Using E-Mail as if People Really Mattered
by Mitchell Friedman, APR

Not too long ago, I started receiving e-mail from an organization that books professional speakers. As I was not interested, I asked to be removed from their mailing list. In response, I received the message 'Are you sure?' which touted the many benefits of continuing to receive such e-mail. The message also indicated that I had been on the mailing list since 1993 (which was a surprise, since I had not received e-mail from them previously), and that they would regret not communicating with me. I replied, 'Yes, I am sure, please remove me.' Then I heard: 'Well, if we are taking you off our list, then you should take us off your list and no longer send us any materials.' (Not that I ever did!)

Sadly, companies like this speakers' bureau that have discovered e-mail simply adopted it wholesale to meet their needs, without much consideration for the interests of people receiving it. The online world is different because we choose what we want to see, when, and in what format. Thus, organizations must drop their egocentric ways and begin using e-mail as if people really mattered, rather than simply filling an organizational mandate for reaching out to prospects, members, clients, and other key audiences in the quickest, most cost effective manner. In other words:

Determine the best means to communicate with your audiences. That may be e-mail, but it could be regular mail, fax, or other means. Do not simply eliminate other options to save money or time for staff. If you convert to electronic communications, explain the reason(s) for doing so, and transition to e-mail or other formats over time.

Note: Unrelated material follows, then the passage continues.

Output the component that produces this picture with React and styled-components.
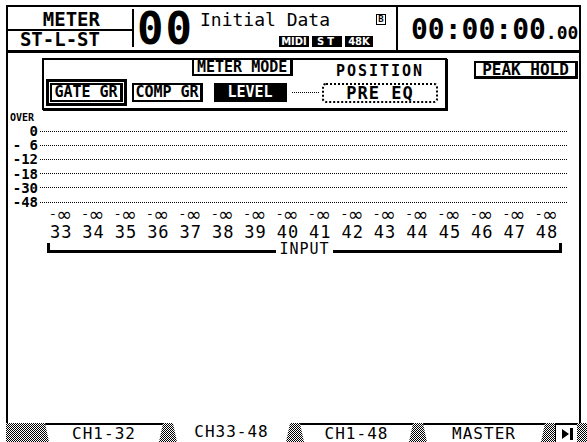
import React from 'react';
import styled, { createGlobalStyle } from 'styled-components';

const GlobalStyle = createGlobalStyle`
  html, body {
    margin: 0;
    padding: 0;
    background: #fff;
  }
  body {
    font-family: "DejaVu Sans Mono", "Liberation Mono", monospace;
    color: #000;
  }
`;

const dots = 'repeating-linear-gradient(90deg, #000 0 1px, transparent 1px 2px)';
const hatch = 'repeating-conic-gradient(#000 0% 25%, #fff 0% 50%) 0 0 / 2px 2px';

const Screen = styled.div`
  width: 587px;
  height: 442px;
  box-sizing: border-box;
  padding-top: 5px;
  display: flex;
  flex-direction: column;
  overflow: hidden;
`;

const Frame = styled.div`
  flex: 1;
  margin: 0 6px;
  border: 2px solid #000;
  border-bottom: none;
  display: flex;
  flex-direction: column;
`;

/* ---------- header ---------- */

const Header = styled.header`
  height: 43px;
  border-bottom: 3px solid #000;
  display: flex;
`;

const PageCell = styled.div`
  width: 124px;
  margin: 2px 0 3px;
  border-right: 2px solid #000;
  display: flex;
  flex-direction: column;
`;

const PageName = styled.div`
  font-weight: bold;
  font-size: 19px;
  line-height: ${p => p.$h}px;
  height: ${p => p.$h}px;
  padding-right: 32px;
  text-align: right;
  border-bottom: ${p => (p.$rule ? '2px solid #000' : 'none')};
`;

const SceneCell = styled.div`
  width: 259px;
  border-right: 2px solid #000;
  display: flex;
  padding-left: 3px;
`;

const SceneNumber = styled.div`
  font-weight: bold;
  font-size: 44px;
  line-height: 43px;
  letter-spacing: 2px;
`;

const SceneInfo = styled.div`
  flex: 1;
  display: flex;
  flex-direction: column;
  padding: 3px 10px 0 6px;
`;

const TitleRow = styled.div`
  display: flex;
  align-items: flex-start;
  justify-content: space-between;
`;

const SceneTitle = styled.div`
  font-size: 18px;
  line-height: 20px;
`;

const Protect = styled.div`
  margin-top: 4px;
  width: 8px;
  height: 9px;
  border: 1px solid #000;
  font-size: 9px;
  line-height: 9px;
  font-weight: bold;
  text-align: center;
`;

const BadgeRow = styled.div`
  display: flex;
  justify-content: flex-end;
  gap: 3px;
  margin-top: 6px;
  padding-right: 13px;
`;

const Badge = styled.span`
  background: #000;
  color: #fff;
  font-family: "DejaVu Sans", sans-serif;
  font-weight: bold;
  font-size: 10px;
  line-height: 11px;
  height: 11px;
  width: ${p => p.$w}px;
  text-align: center;
  letter-spacing: ${p => p.$ls || 0}px;
`;

const TimeCell = styled.div`
  flex: 1;
  display: flex;
  align-items: baseline;
  padding: 6px 0 0 13px;
  font-weight: bold;
`;

const TimeMain = styled.span`
  font-size: 28px;
  line-height: 34px;
`;

const TimeFrac = styled.span`
  font-size: 18px;
`;

/* ---------- meter mode area ---------- */

const Content = styled.main`
  flex: 1;
  display: flex;
  flex-direction: column;
`;

const TopRow = styled.div`
  display: flex;
  align-items: flex-start;
  padding: 5px 1px 0 34px;
`;

const ModeBox = styled.section`
  width: 405px;
  height: 52px;
  box-sizing: border-box;
  border: 2px solid #000;
  box-shadow: 1px 1px 0 #000;
  padding: 0 0 1px 2px;
  display: flex;
  align-items: flex-end;
`;

const ModeGroup = styled.div`
  display: flex;
  flex-direction: column;
  align-items: flex-start;
`;

const ModeTitle = styled.div`
  margin-left: 146px;
  height: 16px;
  box-sizing: border-box;
  border: 2px solid #000;
  border-top: none;
  border-right-width: 3px;
  padding: 0 3px;
  font-weight: bold;
  font-size: 15px;
  line-height: 14px;
`;

const ModeButtons = styled.div`
  display: flex;
  align-items: center;
  height: 29px;
  margin-top: 2px;
`;

const ModeButton = styled.div`
  width: ${p => p.$w}px;
  height: 19px;
  box-sizing: border-box;
  margin-left: ${p => p.$ml}px;
  border: 2px solid #000;
  border-right-width: 3px;
  font-weight: bold;
  font-size: 15px;
  line-height: 15px;
  display: flex;
  align-items: center;
  justify-content: center;
  background: ${p => (p.$on ? '#000' : '#fff')};
  color: ${p => (p.$on ? '#fff' : '#000')};
  box-shadow: ${p => (p.$cursor ? '0 0 0 1px #fff, 0 0 0 4px #000' : 'none')};
`;

const Connector = styled.div`
  width: 28px;
  height: 1px;
  margin-left: 5px;
  background: ${dots};
`;

const PositionGroup = styled.div`
  margin: 0 0 4px 2px;
  display: flex;
  flex-direction: column;
  align-items: center;
`;

const PositionLabel = styled.div`
  font-weight: bold;
  font-size: 15px;
  line-height: 14px;
  letter-spacing: 2px;
  margin-bottom: 5px;
`;

const PreEq = styled.div`
  width: 116px;
  height: 20px;
  box-sizing: border-box;
  border: 2px dotted #000;
  border-radius: 4px;
  font-weight: bold;
  font-size: 17px;
  line-height: 16px;
  text-align: center;
  letter-spacing: 1px;
`;

const PeakHold = styled.div`
  margin: 3px 0 0 auto;
  width: 104px;
  height: 18px;
  box-sizing: border-box;
  border: 2px solid #000;
  border-right-width: 3px;
  border-bottom-width: 3px;
  font-weight: bold;
  font-size: 16px;
  line-height: 13px;
  text-align: center;
`;

/* ---------- meter scale ---------- */

const Scale = styled.div`
  margin-top: 2px;
  display: flex;
  flex-direction: column;
`;

const OverLabel = styled.div`
  height: 12px;
  padding-left: 2px;
  font-weight: bold;
  font-size: 10px;
  line-height: 12px;
`;

const MarkRow = styled.div`
  height: 14.2px;
  display: flex;
  align-items: center;
`;

const MarkLabel = styled.div`
  width: 30px;
  padding-right: 2px;
  text-align: right;
  white-space: pre;
  font-weight: bold;
  font-size: 14px;
  line-height: 14px;
`;

const Dots = styled.div`
  width: 528px;
  height: 1px;
  background: ${dots};
`;

const ChannelGrid = styled.div`
  margin-left: 37px;
  display: grid;
  grid-template-columns: repeat(16, 32.4px);
  grid-template-rows: 10px 24px;
`;

const LevelCell = styled.div`
  display: flex;
  align-items: center;
  justify-content: center;
  font-family: "DejaVu Sans", sans-serif;
  font-size: 13px;
  line-height: 10px;
`;

const Infinity = styled.span`
  font-size: 19px;
  line-height: 10px;
  margin-left: 1px;
`;

const ChannelCell = styled.div`
  text-align: center;
  padding-top: 2px;
  font-size: 17px;
  line-height: 22px;
  letter-spacing: 1px;
`;

const Bracket = styled.div`
  margin-left: 39px;
  width: 515px;
  height: 10px;
  box-sizing: border-box;
  border-left: 3px solid #000;
  border-right: 3px solid #000;
  display: flex;
  align-items: center;
`;

const BracketLine = styled.div`
  flex: 1;
  height: 3px;
  align-self: flex-end;
  background: #000;
`;

const BracketLabel = styled.div`
  padding: 2px 3px 0;
  font-size: 15px;
  line-height: 10px;
  letter-spacing: 1px;
`;

/* ---------- tabs ---------- */

const TabBar = styled.nav`
  height: 19px;
  margin-left: 6px;
  padding-left: 39px;
  display: flex;
  gap: 10px;
  background: ${hatch};
`;

const Tab = styled.div`
  width: ${p => p.$w}px;
  height: 19px;
  box-sizing: border-box;
  background: #fff;
  border-top: ${p => (p.$active ? 'none' : '2px solid #000')};
  clip-path: polygon(0 0, 100% 0, calc(100% - 4px) 100%, 4px 100%);
  font-size: 16px;
  line-height: 18px;
  letter-spacing: 1px;
  text-align: center;
`;

const ArrowTab = styled.div`
  width: 22px;
  height: 19px;
  box-sizing: border-box;
  background: #fff;
  border-top: 2px solid #000;
  border-left: 1px solid #000;
  display: flex;
  align-items: center;
  justify-content: center;
`;

const marks = ['0', '- 6', '-12', '-18', '-30', '-48'];
const channels = Array.from({ length: 16 }, (_, i) => 33 + i);
const tabs = [
  { label: 'CH1-32', w: 118 },
  { label: 'CH33-48', w: 117, active: true },
  { label: 'CH1-48', w: 113 },
  { label: 'MASTER', w: 122 },
];

export default function App() {
  return (
    <>
      <GlobalStyle />
      <Screen>
        <Frame>
          <Header>
            <PageCell>
              <PageName $h={20} $rule>METER</PageName>
              <PageName $h={16}>ST-L-ST</PageName>
            </PageCell>
            <SceneCell>
              <SceneNumber>00</SceneNumber>
              <SceneInfo>
                <TitleRow>
                  <SceneTitle>Initial Data</SceneTitle>
                  <Protect>B</Protect>
                </TitleRow>
                <BadgeRow>
                  <Badge $w={30}>MIDI</Badge>
                  <Badge $w={30} $ls={3}>ST</Badge>
                  <Badge $w={28}>48K</Badge>
                </BadgeRow>
              </SceneInfo>
            </SceneCell>
            <TimeCell>
              <TimeMain>00:00:00</TimeMain>
              <TimeFrac>.00</TimeFrac>
            </TimeCell>
          </Header>

          <Content>
            <TopRow>
              <ModeBox>
                <ModeGroup>
                  <ModeTitle>METER MODE</ModeTitle>
                  <ModeButtons>
                    <ModeButton $w={73} $ml={4} $cursor>GATE GR</ModeButton>
                    <ModeButton $w={71} $ml={9}>COMP GR</ModeButton>
                    <ModeButton $w={73} $ml={11} $on>LEVEL</ModeButton>
                    <Connector />
                  </ModeButtons>
                </ModeGroup>
                <PositionGroup>
                  <PositionLabel>POSITION</PositionLabel>
                  <PreEq>PRE EQ</PreEq>
                </PositionGroup>
              </ModeBox>
              <PeakHold>PEAK HOLD</PeakHold>
            </TopRow>

            <Scale>
              <OverLabel>OVER</OverLabel>
              {marks.map(m => (
                <MarkRow key={m}>
                  <MarkLabel>{m}</MarkLabel>
                  <Dots />
                </MarkRow>
              ))}
            </Scale>

            <ChannelGrid>
              {channels.map(c => (
                <LevelCell key={'l' + c}>
                  -<Infinity>∞</Infinity>
                </LevelCell>
              ))}
              {channels.map(c => (
                <ChannelCell key={c}>{c}</ChannelCell>
              ))}
            </ChannelGrid>

            <Bracket>
              <BracketLine />
              <BracketLabel>INPUT</BracketLabel>
              <BracketLine />
            </Bracket>
          </Content>
        </Frame>

        <TabBar>
          {tabs.map(t => (
            <Tab key={t.label} $w={t.w} $active={t.active}>
              {t.label}
            </Tab>
          ))}
          <ArrowTab>
            <svg width="14" height="12" viewBox="0 0 14 12">
              <path d="M2 1 L9 6 L2 11 Z" fill="#000" />
              <rect x="10" y="0" width="3" height="12" fill="#000" />
            </svg>
          </ArrowTab>
        </TabBar>
      </Screen>
    </>
  );
}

Offer alternative means for people to receive information from you. For one public relations organization I chaired, I printed out and mailed every month a paper newsletter to nine members (out of 90) who wanted to receive it by the U.S. mail. They were offered the option of receiving it by regular mail or e-mail, and opted for the former. The remaining members preferred to receive the newsletter by e-mail, and that is what they got.

Provide e-mail recipients an easy way to stop receiving communication from you. That means an unsubscribe line (or simply language letting recipients know they should tell you they do not want the communication) in every e-mail you send to a targeted group, even if the recipient is a client or member who has paid you money to receive your information. Perhaps they consider your communication redundant, the format inappropriate for e-mail, or simply useless, or they simply do not want to hear from you as much as you want to communicate to them.

Adding an unsubscribe message also gives users a way to avoid telling the sender directly that their e-mail is unwanted. I have sensed that some people fear offending list managers when they ask to be removed, in the absence of any language making it easy to cease the communication. An unsubscribe message offers recipients an out - and minimizes bruised feelings at both ends of the communication.

Identify the types of information members of key audiences want to receive from you by e-mail. Perhaps it is new product announcements, articles, legislative updates, or meeting notices. On the other hand, perhaps there is content they DO NOT want to receive, like announcements on meetings they would not attend under normal circumstances or multiple reminders to attend these same meetings.

Strive to minimize redundant communication, if not totally eliminate it. I am referring to a tendency some organizations have to send information by e-mail, then fax, and, occasionally, by regular mail as well. If I have responded to one of the mailings and continue to receive others via different means, I am left to wonder whether my response was received and noted, not to mention the effort involved in having to deal with the redundant communication itself. It is easy enough to query recipients about their preferred means of receiving information that the inability (or reluctance) of many organizations to do so is downright perplexing.

Use e-mail formatting and other techniques to make it easier on recipients. Many of these techniques have been covered in detail elsewhere online and offline (if you would like references, please let me know), but I feel two points in particular are worth highlighting here given how significant their impact appears to be on the effectiveness of e-mail for business communication.

First, there is blind carbon copy (bcc). By putting a list of recipients in the bcc field within your e-mail software (whether it is Microsoft Outlook, Yahoo, Hotmail, or any others), you hide the individual e-mail addresses from everyone else. So recipients see your message, minus a long string of addresses visible if you simply put everyone in the TO or cc field. In short, using bcc safeguards the privacy of your correspondents and is a positive step towards keeping your messages short.

Second, there is a tendency to pass information along by e-mail indiscriminately without considering whether or not it is likely to be of value to the recipient. Think real hard before you forward information or send a message to a group of people. What are the chances that they have received it by other means? And do they really need to see it by e-mail - if at all? Asking and answering these two questions will likely cut down the volume of e-mail flowing back and forth, thereby helping that e-mail considered truly important stand out.